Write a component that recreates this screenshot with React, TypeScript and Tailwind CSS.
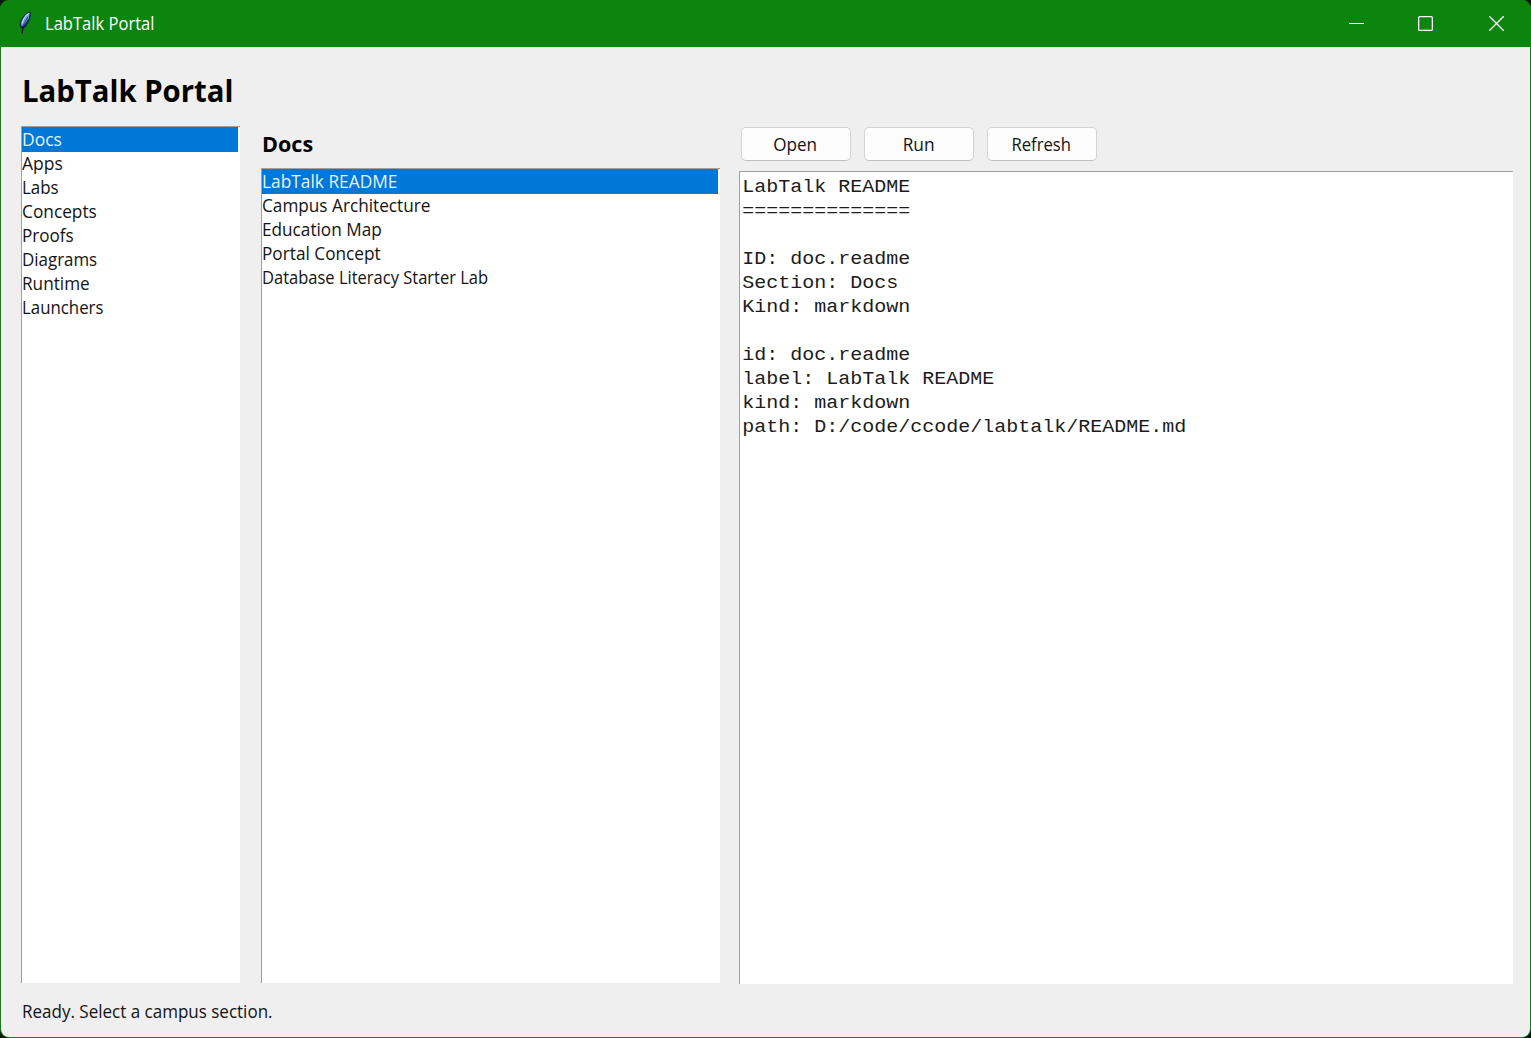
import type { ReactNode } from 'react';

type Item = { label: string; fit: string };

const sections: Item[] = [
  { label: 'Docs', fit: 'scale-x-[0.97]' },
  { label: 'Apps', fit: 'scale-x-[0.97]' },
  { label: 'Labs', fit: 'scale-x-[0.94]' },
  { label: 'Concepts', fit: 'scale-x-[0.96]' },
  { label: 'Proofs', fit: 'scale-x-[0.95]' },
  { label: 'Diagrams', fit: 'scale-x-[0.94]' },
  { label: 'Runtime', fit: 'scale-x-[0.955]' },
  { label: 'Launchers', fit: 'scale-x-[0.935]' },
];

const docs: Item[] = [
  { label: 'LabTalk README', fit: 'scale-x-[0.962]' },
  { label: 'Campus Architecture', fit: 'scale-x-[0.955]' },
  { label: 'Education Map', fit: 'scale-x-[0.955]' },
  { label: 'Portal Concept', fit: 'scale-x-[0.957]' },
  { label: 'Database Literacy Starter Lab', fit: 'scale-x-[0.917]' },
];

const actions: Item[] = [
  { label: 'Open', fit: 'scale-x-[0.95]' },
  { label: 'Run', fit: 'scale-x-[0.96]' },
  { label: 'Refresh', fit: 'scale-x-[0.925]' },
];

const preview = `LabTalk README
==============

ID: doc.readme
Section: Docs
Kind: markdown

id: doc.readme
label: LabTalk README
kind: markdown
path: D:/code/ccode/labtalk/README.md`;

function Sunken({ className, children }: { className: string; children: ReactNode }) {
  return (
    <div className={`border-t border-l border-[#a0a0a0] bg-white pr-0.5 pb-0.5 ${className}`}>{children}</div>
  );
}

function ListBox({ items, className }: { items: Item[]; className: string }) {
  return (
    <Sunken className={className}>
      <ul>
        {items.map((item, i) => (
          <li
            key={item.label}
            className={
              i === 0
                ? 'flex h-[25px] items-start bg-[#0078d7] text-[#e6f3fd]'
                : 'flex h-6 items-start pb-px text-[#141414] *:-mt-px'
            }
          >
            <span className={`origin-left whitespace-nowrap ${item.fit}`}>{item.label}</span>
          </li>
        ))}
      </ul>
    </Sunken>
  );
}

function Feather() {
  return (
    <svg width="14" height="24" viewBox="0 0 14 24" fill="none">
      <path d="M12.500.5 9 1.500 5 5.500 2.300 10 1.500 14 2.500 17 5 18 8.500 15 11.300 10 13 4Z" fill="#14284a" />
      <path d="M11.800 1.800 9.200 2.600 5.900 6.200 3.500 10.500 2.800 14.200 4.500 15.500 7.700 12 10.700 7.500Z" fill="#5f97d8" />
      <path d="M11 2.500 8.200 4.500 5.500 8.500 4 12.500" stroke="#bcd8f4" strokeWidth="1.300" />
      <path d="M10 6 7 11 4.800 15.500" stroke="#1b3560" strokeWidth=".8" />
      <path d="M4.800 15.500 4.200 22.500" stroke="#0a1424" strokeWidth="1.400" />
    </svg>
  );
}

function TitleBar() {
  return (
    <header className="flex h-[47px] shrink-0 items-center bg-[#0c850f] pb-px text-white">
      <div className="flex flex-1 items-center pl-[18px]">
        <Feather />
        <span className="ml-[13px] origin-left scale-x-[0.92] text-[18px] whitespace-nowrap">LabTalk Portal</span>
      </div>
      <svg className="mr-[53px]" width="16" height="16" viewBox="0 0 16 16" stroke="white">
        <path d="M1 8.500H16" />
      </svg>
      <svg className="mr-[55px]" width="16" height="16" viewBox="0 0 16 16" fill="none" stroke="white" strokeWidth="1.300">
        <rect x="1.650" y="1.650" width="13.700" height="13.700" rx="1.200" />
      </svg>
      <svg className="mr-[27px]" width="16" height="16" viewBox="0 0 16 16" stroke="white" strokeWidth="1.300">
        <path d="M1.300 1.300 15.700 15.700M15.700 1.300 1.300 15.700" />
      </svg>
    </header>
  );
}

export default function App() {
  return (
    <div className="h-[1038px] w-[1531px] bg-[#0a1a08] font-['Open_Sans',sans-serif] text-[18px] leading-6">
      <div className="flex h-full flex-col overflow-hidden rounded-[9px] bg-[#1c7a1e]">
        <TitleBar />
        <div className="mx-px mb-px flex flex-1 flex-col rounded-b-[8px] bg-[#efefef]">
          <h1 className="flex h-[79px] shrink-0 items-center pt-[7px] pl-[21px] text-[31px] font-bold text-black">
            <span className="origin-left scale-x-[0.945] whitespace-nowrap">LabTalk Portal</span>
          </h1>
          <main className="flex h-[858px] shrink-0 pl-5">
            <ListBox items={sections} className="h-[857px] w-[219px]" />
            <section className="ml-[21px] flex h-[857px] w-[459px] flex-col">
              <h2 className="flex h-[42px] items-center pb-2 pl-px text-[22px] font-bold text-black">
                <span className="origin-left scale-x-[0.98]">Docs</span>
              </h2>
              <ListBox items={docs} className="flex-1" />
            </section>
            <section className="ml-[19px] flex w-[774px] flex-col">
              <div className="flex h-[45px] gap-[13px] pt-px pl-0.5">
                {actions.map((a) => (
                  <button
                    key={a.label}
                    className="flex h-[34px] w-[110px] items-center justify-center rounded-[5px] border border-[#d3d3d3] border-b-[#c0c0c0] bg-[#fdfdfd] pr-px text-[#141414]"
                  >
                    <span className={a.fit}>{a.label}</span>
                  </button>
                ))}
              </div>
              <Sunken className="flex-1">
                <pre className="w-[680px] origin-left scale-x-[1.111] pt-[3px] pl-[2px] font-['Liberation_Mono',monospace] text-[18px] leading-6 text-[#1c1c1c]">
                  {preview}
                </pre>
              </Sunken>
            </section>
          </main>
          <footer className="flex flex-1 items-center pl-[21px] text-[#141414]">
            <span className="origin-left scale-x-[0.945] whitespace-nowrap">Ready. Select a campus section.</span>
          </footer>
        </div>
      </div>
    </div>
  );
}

● ● ● ●

__Exercise brief__
Your task is an exact transcription of all the data, minus the pictures.

__The answer__
Write a component that recreates this screenshot with React, TypeScript and Tailwind CSS.
import type { ReactNode } from 'react';

type Item = { label: string; fit: string };

const sections: Item[] = [
  { label: 'Docs', fit: 'scale-x-[0.97]' },
  { label: 'Apps', fit: 'scale-x-[0.97]' },
  { label: 'Labs', fit: 'scale-x-[0.94]' },
  { label: 'Concepts', fit: 'scale-x-[0.96]' },
  { label: 'Proofs', fit: 'scale-x-[0.95]' },
  { label: 'Diagrams', fit: 'scale-x-[0.94]' },
  { label: 'Runtime', fit: 'scale-x-[0.955]' },
  { label: 'Launchers', fit: 'scale-x-[0.935]' },
];

const docs: Item[] = [
  { label: 'LabTalk README', fit: 'scale-x-[0.962]' },
  { label: 'Campus Architecture', fit: 'scale-x-[0.955]' },
  { label: 'Education Map', fit: 'scale-x-[0.955]' },
  { label: 'Portal Concept', fit: 'scale-x-[0.957]' },
  { label: 'Database Literacy Starter Lab', fit: 'scale-x-[0.917]' },
];

const actions: Item[] = [
  { label: 'Open', fit: 'scale-x-[0.95]' },
  { label: 'Run', fit: 'scale-x-[0.96]' },
  { label: 'Refresh', fit: 'scale-x-[0.925]' },
];

const preview = `LabTalk README
==============

ID: doc.readme
Section: Docs
Kind: markdown

id: doc.readme
label: LabTalk README
kind: markdown
path: D:/code/ccode/labtalk/README.md`;

function Sunken({ className, children }: { className: string; children: ReactNode }) {
  return (
    <div className={`border-t border-l border-[#a0a0a0] bg-white pr-0.5 pb-0.5 ${className}`}>{children}</div>
  );
}

function ListBox({ items, className }: { items: Item[]; className: string }) {
  return (
    <Sunken className={className}>
      <ul>
        {items.map((item, i) => (
          <li
            key={item.label}
            className={
              i === 0
                ? 'flex h-[25px] items-start bg-[#0078d7] text-[#e6f3fd]'
                : 'flex h-6 items-start pb-px text-[#141414] *:-mt-px'
            }
          >
            <span className={`origin-left whitespace-nowrap ${item.fit}`}>{item.label}</span>
          </li>
        ))}
      </ul>
    </Sunken>
  );
}

function Feather() {
  return (
    <svg width="14" height="24" viewBox="0 0 14 24" fill="none">
      <path d="M12.500.5 9 1.500 5 5.500 2.300 10 1.500 14 2.500 17 5 18 8.500 15 11.300 10 13 4Z" fill="#14284a" />
      <path d="M11.800 1.800 9.200 2.600 5.900 6.200 3.500 10.500 2.800 14.200 4.500 15.500 7.700 12 10.700 7.500Z" fill="#5f97d8" />
      <path d="M11 2.500 8.200 4.500 5.500 8.500 4 12.500" stroke="#bcd8f4" strokeWidth="1.300" />
      <path d="M10 6 7 11 4.800 15.500" stroke="#1b3560" strokeWidth=".8" />
      <path d="M4.800 15.500 4.200 22.500" stroke="#0a1424" strokeWidth="1.400" />
    </svg>
  );
}

function TitleBar() {
  return (
    <header className="flex h-[47px] shrink-0 items-center bg-[#0c850f] pb-px text-white">
      <div className="flex flex-1 items-center pl-[18px]">
        <Feather />
        <span className="ml-[13px] origin-left scale-x-[0.92] text-[18px] whitespace-nowrap">LabTalk Portal</span>
      </div>
      <svg className="mr-[53px]" width="16" height="16" viewBox="0 0 16 16" stroke="white">
        <path d="M1 8.500H16" />
      </svg>
      <svg className="mr-[55px]" width="16" height="16" viewBox="0 0 16 16" fill="none" stroke="white" strokeWidth="1.300">
        <rect x="1.650" y="1.650" width="13.700" height="13.700" rx="1.200" />
      </svg>
      <svg className="mr-[27px]" width="16" height="16" viewBox="0 0 16 16" stroke="white" strokeWidth="1.300">
        <path d="M1.300 1.300 15.700 15.700M15.700 1.300 1.300 15.700" />
      </svg>
    </header>
  );
}

export default function App() {
  return (
    <div className="h-[1038px] w-[1531px] bg-[#0a1a08] font-['Open_Sans',sans-serif] text-[18px] leading-6">
      <div className="flex h-full flex-col overflow-hidden rounded-[9px] bg-[#1c7a1e]">
        <TitleBar />
        <div className="mx-px mb-px flex flex-1 flex-col rounded-b-[8px] bg-[#efefef]">
          <h1 className="flex h-[79px] shrink-0 items-center pt-[7px] pl-[21px] text-[31px] font-bold text-black">
            <span className="origin-left scale-x-[0.945] whitespace-nowrap">LabTalk Portal</span>
          </h1>
          <main className="flex h-[858px] shrink-0 pl-5">
            <ListBox items={sections} className="h-[857px] w-[219px]" />
            <section className="ml-[21px] flex h-[857px] w-[459px] flex-col">
              <h2 className="flex h-[42px] items-center pb-2 pl-px text-[22px] font-bold text-black">
                <span className="origin-left scale-x-[0.98]">Docs</span>
              </h2>
              <ListBox items={docs} className="flex-1" />
            </section>
            <section className="ml-[19px] flex w-[774px] flex-col">
              <div className="flex h-[45px] gap-[13px] pt-px pl-0.5">
                {actions.map((a) => (
                  <button
                    key={a.label}
                    className="flex h-[34px] w-[110px] items-center justify-center rounded-[5px] border border-[#d3d3d3] border-b-[#c0c0c0] bg-[#fdfdfd] pr-px text-[#141414]"
                  >
                    <span className={a.fit}>{a.label}</span>
                  </button>
                ))}
              </div>
              <Sunken className="flex-1">
                <pre className="w-[680px] origin-left scale-x-[1.111] pt-[3px] pl-[2px] font-['Liberation_Mono',monospace] text-[18px] leading-6 text-[#1c1c1c]">
                  {preview}
                </pre>
              </Sunken>
            </section>
          </main>
          <footer className="flex flex-1 items-center pl-[21px] text-[#141414]">
            <span className="origin-left scale-x-[0.945] whitespace-nowrap">Ready. Select a campus section.</span>
          </footer>
        </div>
      </div>
    </div>
  );
}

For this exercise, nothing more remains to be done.